Researchers at children’s hospital of Philadelphia have developed a novel immunotherapy for treating aggressive brain tumors in children (neuroblastomas). This breakthrough discovery is a major milestone towards curing cancer in children. The study was carried out in the laboratory of Dr. John M Maris, Children’s Hospital of Philadelphia, and recently published in the journal Nature.
Neuroblastomas are aggressive cancers of sympathetic nervous system, and despite available treatment options such as radiation and chemotherapy, most patients show unfavorable outcomes. Moreover, these tumors are very difficult to treat with immunotherapy due to lower expression of major histo-compatibility complex (MHC) as well as low mutational burden, and thus serve as ideal model system for extending immunotherapy to a larger set of cancers.
Chimeric antigen receptor (CAR)-T cell based immunotherapies have been very successful in treatment of cancers such as leukemia, however they show low efficacy in neuroblastoma due to lack of tumor-specific targets.
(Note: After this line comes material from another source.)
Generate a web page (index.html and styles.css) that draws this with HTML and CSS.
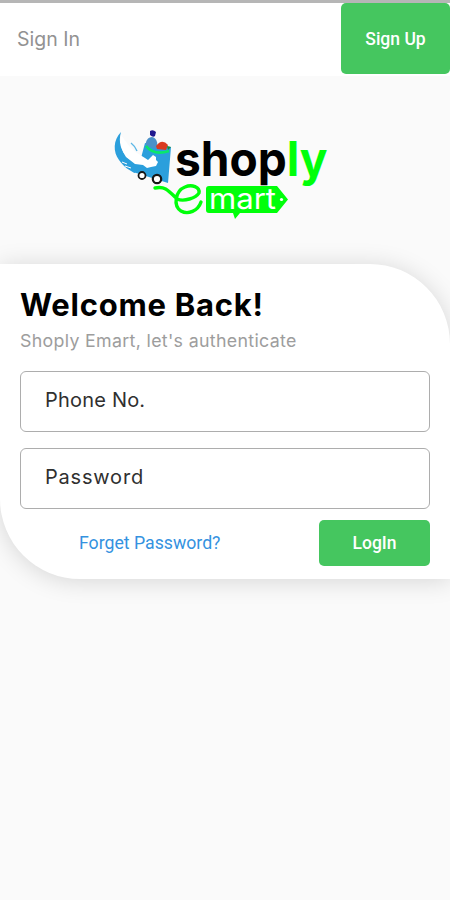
FILE: index.html
```html
<!DOCTYPE html>
<html lang="en">
<head>
 <meta charset="UTF-8">
 <meta name="viewport" content="width=device-width, initial-scale=1.0">
 <title>Shoply Emart</title>
 <link rel="stylesheet" href="styles.css">
</head>
<body>
 <header class="topbar">
 <a class="tab">Sign In</a>
 <button class="btn signup">Sign Up</button>
 </header>

 <div class="logo">
 <svg width="220" height="100" viewBox="110 124 220 100" role="img" aria-label="Shoply Emart">
 <!-- cart -->
 <path d="M145 143 L171 147 L168 183 L133 172 L136 164 L141 158Z" fill="#2b9fdc"/>
 <!-- arm -->
 <path d="M121 132 C113 140 113 152 119 160 C124 167 130 171 135 173 L139 165 L128 158 C121 151 118 142 121 132Z" fill="#2b9fdc"/>
 <path d="M122 162 L127 164 M125 166 L131 168" stroke="#fff" stroke-width="1"/>
 <path d="M131 143 Q135 146 137 151" fill="none" stroke="#5cb7e6" stroke-width="1.400"/>
 <!-- hand -->
 <path d="M121 135 L130 147 Q137 154 145 158 L148 160 L153 155 L156 157 L156 160 L158 162 L156 166 L151 167 L147 168 L143 165 L135 164 L126 157 Q119 147 121 135Z" fill="#fff"/>
 <!-- groceries -->
 <path d="M146 146 C145 141 148 137 152 137 C157 138 158 143 157 149Z" fill="#4b91c9"/>
 <path d="M150 131 Q153 129 156 132 L155 136 Q153 138 150 135Z" fill="#20188f"/>
 <path d="M156 146 Q162 138 168 145 L166 150 L157 149Z" fill="#d93a20"/>
 <path d="M167 146 L171 147 L168 150Z" fill="#188c36"/>
 <path d="M146 146 Q154 156 169 151" fill="none" stroke="#08e86a" stroke-width="2.800"/>
 <circle cx="142" cy="175.500" r="3.500" fill="#fff" stroke="#171717" stroke-width="1.800"/>
 <circle cx="157" cy="179" r="4.200" fill="#fff" stroke="#171717" stroke-width="2.200"/>
 <text class="wordmark" x="175" y="176" textLength="152.500" lengthAdjust="spacingAndGlyphs">shop<tspan class="green">ly</tspan></text>
 <!-- cart handle running into the big e -->
 <path d="M155 188 C165 186 168 190 177 199 C184 202 196 198 199 193 C200 187 192 184 185 187 C175 191 173 206 181 211 C188 215 198 211 201 202" fill="none" stroke="#00ff0a" stroke-width="3.400" stroke-linecap="round"/>
 <!-- price tag -->
 <path d="M209 186 H277 L288 199.500 L277 213 H240 L235 219 L233 213 H209 Q206 213 206 210 V189 Q206 186 209 186Z" fill="#00ff0a"/>
 <text class="tag-text" x="209" y="209" textLength="67" lengthAdjust="spacingAndGlyphs">mart</text>
 <circle cx="281.500" cy="199.500" r="1.600" fill="#fff"/>
 </svg>
 </div>

 <main class="card">
 <h1 class="title">Welcome Back!</h1>
 <p class="subtitle">Shoply Emart, let's authenticate</p>
 <div class="field phone">Phone No.</div>
 <div class="field password">Password</div>
 <div class="actions">
 <a class="forgot">Forget Password?</a>
 <button class="btn login">LogIn</button>
 </div>
 </main>
</body>
</html>
```

FILE: styles.css
```css
* {
box-sizing: border-box;
}
body {
margin: 0;
min-height: 900px;
background: #fafafa;
font-family: Inter, "Open Sans", sans-serif;
overflow-x: hidden;
}
.topbar {
display: flex;
justify-content: space-between;
align-items: flex-start;
height: 76px;
border-top: 3px solid #b6b6b6;
background: #fff;
}
.tab {
padding: 24px 0 0 17px;
font-size: 19.5px;
line-height: 24px;
color: #929292;
}
.btn {
border: 0;
border-radius: 5px;
background: #45c65f;
color: #fff;
font-family: Roboto, sans-serif;
font-weight: 500;
font-size: 17.5px;
padding: 0;
}
.signup {
width: 109px;
height: 71px;
}
.logo {
height: 188px;
padding: 48px 0 0 110px;
}
.wordmark {
font-family: Inter, sans-serif;
font-weight: 700;
font-size: 48px;
fill: #000;
}
.green {
fill: #00ff0a;
}
.tag-text {
font-family: Inter, sans-serif;
font-weight: 400;
font-size: 29px;
fill: #fff;
}
.card {
height: 315px;
padding: 24px 20px 0;
background: #fff;
border-radius: 0 80px 0 80px;
box-shadow: 0 2px 24px rgba(0,0,0,0.15);
}
.title {
margin: 0;
font-size: 31px;
line-height: 34px;
font-weight: 700;
letter-spacing: 0.75px;
color: #000;
white-space: nowrap;
}
.subtitle {
margin: 7px 0 0;
font-size: 17.8px;
line-height: 24px;
letter-spacing: 0.32px;
color: #9d9d9d;
white-space: nowrap;
}
.field {
display: flex;
align-items: center;
height: 61px;
margin-top: 18px;
padding: 0 24px 3px;
border: 1px solid #adadad;
border-radius: 6px;
font-size: 20px;
color: #303030;
}
.phone {
letter-spacing: 0.2px;
}
.password {
margin-top: 16px;
letter-spacing: 0.8px;
}
.actions {
display: flex;
justify-content: space-between;
align-items: center;
margin-top: 11px;
padding-left: 59px;
}
.forgot {
font-family: Roboto, sans-serif;
font-size: 17.7px;
color: #3492df;
}
.login {
width: 111px;
height: 46px;
}
```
In these cancers, proteins driving cancer growth are present inside the nuclei instead of cell surface, and hence are inaccessible to CAR T cells. These proteins are accessible to the immune system only through the presentation of peptides on the MHC, which evolved to present viral and bacterial peptides to the immune system.
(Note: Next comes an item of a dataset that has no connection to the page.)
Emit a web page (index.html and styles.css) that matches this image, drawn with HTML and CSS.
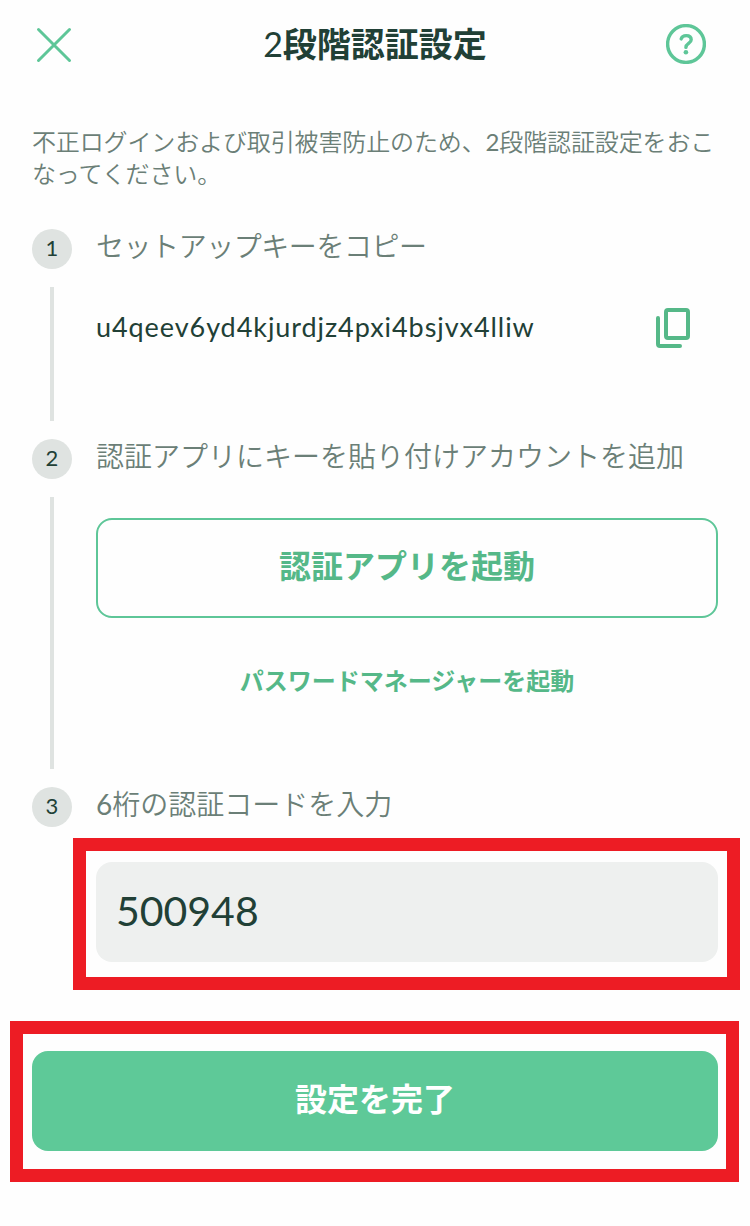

The researchers hypothesized that few of these peptides presented on the surface of cancer cells may belong to proteins essential for tumor growth and survival, and thus could be targeted with synthetic peptide-centric CARs (PC-CARs) allowing specific killing of cancer cells. The first and critical step towards this strategy was to identify cancer specific peptides which are absent in normal cells, to avoid lethal-toxicity and cross-reactivity. The researchers used multi-omics approaches to generate a list of peptides that are derived from genes involved in tumor growth and development. Peptides which might cross-react with normal tissue were filtered out of the list, removing any peptide belonging to parent gene expressed in normal tissue. The team identified an unmutated peptide belonging to a known essential gene in neuroblastoma, PHOX2B. Furthermore, in collaboration with an antibody-discovery company Myrio Therapeutics, the researchers developed PC-CAR against this peptide.
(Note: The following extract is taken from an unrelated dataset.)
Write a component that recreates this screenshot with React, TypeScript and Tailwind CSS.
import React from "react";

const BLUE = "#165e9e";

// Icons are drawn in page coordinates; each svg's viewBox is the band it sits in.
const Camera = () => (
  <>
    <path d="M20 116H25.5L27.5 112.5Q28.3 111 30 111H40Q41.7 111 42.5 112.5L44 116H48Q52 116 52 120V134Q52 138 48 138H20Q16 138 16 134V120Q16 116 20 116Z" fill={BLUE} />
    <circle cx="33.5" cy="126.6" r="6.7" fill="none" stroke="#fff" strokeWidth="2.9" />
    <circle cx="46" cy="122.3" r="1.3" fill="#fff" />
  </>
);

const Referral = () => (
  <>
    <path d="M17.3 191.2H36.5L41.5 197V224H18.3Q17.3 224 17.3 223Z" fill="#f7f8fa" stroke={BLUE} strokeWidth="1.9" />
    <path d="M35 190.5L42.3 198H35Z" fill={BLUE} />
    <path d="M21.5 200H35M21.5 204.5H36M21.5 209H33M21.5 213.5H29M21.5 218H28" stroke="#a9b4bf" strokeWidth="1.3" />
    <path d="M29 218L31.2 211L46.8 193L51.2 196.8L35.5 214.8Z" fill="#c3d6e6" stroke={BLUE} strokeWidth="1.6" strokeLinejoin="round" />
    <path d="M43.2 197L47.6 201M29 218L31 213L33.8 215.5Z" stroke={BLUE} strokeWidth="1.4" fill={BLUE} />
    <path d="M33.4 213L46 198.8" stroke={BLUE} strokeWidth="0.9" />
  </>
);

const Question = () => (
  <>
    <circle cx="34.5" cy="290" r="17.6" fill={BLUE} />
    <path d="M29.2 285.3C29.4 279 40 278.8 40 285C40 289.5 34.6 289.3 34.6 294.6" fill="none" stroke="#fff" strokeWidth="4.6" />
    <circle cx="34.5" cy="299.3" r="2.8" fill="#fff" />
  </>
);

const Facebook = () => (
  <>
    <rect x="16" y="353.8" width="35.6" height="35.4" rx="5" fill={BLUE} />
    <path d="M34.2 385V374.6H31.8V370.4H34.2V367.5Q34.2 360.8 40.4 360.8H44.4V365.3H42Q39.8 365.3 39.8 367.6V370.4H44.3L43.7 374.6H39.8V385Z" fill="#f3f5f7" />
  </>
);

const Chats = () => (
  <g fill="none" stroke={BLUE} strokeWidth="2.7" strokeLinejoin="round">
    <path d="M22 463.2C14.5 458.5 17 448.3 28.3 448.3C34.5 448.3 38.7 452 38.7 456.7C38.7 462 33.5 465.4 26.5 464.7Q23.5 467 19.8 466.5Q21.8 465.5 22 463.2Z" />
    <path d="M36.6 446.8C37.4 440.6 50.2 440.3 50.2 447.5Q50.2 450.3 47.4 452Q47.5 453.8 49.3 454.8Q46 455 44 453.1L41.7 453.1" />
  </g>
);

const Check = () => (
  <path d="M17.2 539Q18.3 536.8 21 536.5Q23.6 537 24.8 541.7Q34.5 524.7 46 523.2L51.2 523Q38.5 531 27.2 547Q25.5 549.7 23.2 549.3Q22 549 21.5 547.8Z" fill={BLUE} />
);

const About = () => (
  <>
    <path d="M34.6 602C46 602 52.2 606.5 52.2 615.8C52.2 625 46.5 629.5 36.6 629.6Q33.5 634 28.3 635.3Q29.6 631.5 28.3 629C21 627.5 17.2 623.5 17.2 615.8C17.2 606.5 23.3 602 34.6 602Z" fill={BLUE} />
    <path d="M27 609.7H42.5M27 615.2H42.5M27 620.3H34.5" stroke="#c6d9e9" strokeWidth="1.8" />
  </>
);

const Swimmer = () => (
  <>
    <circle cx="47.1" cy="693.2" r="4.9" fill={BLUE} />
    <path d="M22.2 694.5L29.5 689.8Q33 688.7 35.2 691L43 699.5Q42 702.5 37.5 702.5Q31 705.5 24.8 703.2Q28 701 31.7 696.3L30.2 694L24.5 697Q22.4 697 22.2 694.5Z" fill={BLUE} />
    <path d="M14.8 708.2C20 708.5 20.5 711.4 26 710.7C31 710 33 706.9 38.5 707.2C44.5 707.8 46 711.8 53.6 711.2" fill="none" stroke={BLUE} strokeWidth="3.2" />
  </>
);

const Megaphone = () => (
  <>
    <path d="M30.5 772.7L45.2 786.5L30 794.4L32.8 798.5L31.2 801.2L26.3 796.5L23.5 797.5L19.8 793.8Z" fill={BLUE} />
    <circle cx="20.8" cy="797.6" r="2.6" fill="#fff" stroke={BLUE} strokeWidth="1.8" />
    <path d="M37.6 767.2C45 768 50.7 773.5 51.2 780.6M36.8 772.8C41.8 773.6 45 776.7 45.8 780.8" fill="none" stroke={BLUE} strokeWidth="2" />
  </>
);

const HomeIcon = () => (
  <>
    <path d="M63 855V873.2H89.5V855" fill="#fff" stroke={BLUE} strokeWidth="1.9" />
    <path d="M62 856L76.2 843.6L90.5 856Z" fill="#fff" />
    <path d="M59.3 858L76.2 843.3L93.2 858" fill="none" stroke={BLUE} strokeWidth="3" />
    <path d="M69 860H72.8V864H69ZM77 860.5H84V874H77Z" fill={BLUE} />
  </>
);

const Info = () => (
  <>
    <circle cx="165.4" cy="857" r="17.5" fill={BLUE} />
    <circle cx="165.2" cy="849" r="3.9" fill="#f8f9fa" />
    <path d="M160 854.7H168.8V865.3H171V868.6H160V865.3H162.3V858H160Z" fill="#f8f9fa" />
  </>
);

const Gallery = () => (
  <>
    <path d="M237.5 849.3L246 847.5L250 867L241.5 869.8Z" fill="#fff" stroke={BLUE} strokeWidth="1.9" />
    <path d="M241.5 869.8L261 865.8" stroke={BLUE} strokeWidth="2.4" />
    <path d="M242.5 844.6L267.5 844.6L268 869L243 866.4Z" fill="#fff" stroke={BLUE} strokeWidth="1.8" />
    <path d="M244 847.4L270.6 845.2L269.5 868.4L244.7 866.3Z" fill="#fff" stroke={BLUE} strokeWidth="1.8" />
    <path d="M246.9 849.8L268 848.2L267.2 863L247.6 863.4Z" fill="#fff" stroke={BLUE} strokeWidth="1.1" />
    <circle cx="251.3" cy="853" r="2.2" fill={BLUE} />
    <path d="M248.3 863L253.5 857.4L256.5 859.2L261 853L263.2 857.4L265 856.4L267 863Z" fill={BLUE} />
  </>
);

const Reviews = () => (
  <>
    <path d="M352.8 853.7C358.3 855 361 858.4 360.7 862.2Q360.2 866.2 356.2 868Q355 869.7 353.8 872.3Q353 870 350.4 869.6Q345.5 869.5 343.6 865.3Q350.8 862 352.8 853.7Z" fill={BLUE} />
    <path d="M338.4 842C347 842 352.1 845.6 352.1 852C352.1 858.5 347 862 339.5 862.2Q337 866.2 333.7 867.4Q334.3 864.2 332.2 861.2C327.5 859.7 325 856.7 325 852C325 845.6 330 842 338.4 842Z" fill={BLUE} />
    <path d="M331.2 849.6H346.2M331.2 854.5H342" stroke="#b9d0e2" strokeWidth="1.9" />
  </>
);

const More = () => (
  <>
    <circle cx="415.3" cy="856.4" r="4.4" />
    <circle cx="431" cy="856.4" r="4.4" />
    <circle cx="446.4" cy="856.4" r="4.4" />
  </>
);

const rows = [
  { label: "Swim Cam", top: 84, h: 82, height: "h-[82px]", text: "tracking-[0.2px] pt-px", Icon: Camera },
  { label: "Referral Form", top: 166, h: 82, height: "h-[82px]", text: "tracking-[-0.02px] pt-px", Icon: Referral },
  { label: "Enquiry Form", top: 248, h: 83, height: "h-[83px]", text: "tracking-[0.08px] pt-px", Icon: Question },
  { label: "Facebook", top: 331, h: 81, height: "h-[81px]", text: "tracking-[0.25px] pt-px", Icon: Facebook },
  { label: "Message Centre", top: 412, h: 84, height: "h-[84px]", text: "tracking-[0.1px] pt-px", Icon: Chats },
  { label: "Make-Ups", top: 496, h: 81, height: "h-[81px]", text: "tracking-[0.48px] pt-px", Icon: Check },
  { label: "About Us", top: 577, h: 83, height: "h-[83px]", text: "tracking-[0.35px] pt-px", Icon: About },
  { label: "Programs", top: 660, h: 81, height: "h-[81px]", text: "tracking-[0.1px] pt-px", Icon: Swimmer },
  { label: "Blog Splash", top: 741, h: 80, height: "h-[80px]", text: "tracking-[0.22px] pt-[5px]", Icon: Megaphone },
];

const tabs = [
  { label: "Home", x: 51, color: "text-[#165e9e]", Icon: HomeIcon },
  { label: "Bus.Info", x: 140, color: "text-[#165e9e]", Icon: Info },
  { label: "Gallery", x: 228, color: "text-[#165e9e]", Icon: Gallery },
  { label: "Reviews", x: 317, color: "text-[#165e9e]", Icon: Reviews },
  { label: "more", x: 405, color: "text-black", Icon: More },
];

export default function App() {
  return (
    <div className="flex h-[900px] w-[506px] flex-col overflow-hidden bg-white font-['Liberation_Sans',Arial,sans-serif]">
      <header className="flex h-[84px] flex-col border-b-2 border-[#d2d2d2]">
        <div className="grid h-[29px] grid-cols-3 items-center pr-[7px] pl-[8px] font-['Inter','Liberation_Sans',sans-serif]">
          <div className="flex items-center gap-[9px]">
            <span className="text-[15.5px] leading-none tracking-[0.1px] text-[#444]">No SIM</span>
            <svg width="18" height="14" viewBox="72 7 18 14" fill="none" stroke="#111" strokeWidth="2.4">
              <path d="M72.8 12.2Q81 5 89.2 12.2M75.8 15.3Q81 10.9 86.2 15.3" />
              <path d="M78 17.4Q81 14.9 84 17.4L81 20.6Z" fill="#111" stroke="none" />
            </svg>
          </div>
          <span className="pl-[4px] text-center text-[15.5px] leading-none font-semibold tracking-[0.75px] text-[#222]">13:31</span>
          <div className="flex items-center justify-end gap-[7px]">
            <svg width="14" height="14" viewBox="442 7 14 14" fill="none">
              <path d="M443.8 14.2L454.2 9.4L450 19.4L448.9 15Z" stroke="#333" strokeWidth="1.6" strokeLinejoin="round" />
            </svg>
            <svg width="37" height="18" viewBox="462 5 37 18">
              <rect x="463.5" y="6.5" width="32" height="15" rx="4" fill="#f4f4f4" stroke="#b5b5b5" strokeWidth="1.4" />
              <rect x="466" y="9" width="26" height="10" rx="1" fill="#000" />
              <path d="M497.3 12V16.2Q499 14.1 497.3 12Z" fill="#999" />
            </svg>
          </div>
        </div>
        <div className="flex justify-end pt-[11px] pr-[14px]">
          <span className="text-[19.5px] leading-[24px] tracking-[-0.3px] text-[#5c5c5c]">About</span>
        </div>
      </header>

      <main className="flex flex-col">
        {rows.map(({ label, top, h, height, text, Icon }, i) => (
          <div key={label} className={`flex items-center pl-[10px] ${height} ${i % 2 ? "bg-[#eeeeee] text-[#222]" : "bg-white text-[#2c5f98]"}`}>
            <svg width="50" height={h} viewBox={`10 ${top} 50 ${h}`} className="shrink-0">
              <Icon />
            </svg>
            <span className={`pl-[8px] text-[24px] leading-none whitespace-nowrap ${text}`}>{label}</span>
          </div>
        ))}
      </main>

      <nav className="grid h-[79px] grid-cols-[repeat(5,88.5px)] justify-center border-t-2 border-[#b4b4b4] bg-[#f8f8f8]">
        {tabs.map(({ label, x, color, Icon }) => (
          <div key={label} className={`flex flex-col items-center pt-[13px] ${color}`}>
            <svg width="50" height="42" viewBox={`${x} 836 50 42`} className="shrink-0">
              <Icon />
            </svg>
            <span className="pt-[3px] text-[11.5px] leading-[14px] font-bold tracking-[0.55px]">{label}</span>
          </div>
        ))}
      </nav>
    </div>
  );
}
The team showed that the PC-CARS are able to recognize the PHOX2B peptide on different HLA types. Most importantly, treatments with PC-CARs lead to a complete elimination of tumor in mice model of neuroblastoma. The authors concluded their findings in the publication by writing, “These data suggest that peptide-centric CARs have the potential to vastly expand the pool of immunotherapeutic targets to include non-immunogenic intracellular oncoproteins and widen the population of patients who would benefit from such therapy by breaking conventional HLA restriction.”